GIVEN MATERIAL
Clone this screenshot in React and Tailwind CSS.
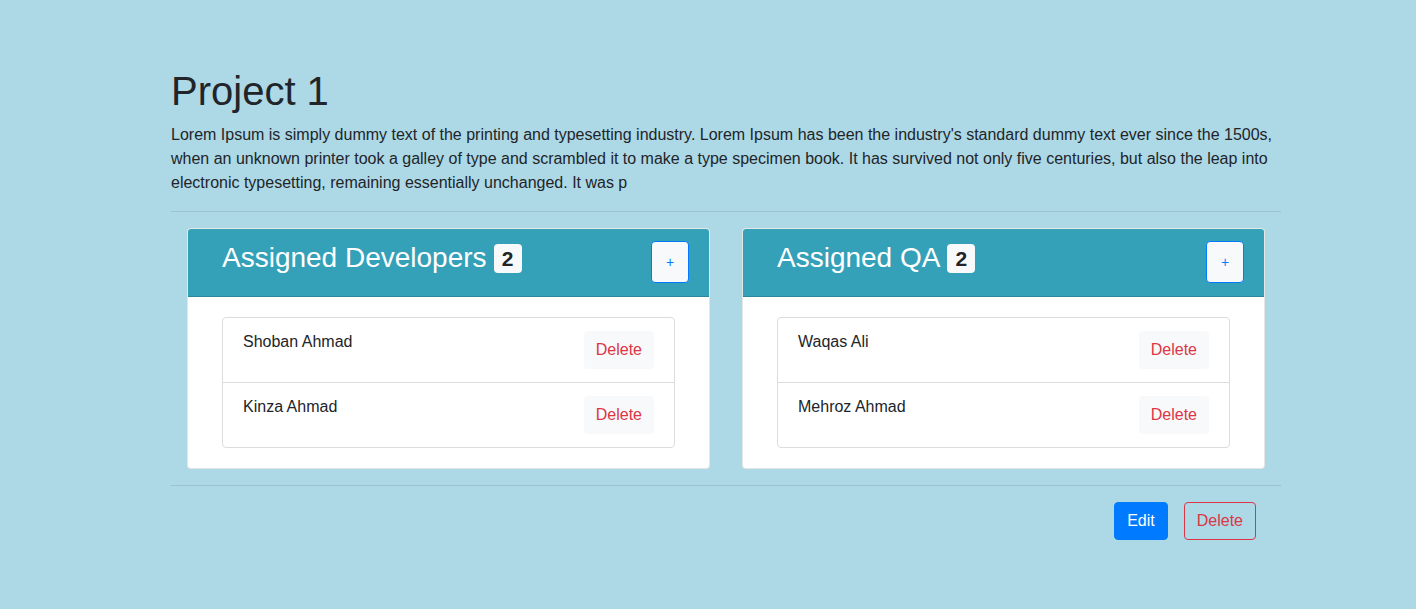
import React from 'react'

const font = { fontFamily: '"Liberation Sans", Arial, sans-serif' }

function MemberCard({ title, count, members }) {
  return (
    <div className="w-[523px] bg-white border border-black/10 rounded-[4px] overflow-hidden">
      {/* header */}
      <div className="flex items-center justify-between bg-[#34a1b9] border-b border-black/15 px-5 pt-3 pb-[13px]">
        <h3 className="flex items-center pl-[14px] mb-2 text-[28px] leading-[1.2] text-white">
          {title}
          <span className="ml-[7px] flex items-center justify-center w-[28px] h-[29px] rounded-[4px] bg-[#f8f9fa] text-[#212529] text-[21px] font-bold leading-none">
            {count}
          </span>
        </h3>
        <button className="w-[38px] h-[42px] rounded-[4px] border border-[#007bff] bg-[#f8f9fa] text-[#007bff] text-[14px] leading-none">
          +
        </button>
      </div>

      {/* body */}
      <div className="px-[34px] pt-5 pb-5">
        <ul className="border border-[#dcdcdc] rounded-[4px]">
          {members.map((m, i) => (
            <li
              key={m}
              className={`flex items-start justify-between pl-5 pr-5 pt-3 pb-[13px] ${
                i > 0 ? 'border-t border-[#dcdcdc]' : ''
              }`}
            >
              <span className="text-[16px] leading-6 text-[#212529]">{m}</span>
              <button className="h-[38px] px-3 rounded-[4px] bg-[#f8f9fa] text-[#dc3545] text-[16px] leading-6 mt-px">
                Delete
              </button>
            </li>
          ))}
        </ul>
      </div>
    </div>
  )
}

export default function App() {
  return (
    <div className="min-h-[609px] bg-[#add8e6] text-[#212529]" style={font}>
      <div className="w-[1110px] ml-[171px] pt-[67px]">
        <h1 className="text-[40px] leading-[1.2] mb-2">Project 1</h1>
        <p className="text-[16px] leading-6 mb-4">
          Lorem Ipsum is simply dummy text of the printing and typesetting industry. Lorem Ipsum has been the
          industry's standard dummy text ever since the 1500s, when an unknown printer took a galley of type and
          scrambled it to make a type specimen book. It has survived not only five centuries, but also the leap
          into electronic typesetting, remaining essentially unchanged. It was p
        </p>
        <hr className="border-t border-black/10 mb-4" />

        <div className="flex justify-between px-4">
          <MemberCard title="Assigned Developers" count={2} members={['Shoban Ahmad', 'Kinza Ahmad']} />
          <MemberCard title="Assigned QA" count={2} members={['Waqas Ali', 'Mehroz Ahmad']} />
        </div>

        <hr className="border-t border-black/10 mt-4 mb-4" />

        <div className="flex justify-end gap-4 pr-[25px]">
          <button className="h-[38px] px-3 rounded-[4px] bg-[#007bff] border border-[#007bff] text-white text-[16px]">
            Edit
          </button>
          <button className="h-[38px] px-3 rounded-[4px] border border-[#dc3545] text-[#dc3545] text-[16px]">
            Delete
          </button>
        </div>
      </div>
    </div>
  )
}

TASK INSTRUCTIONS
List each line holding the string "React".

RIGHT ANSWER
Clone this screenshot in React and Tailwind CSS.
import React from 'react'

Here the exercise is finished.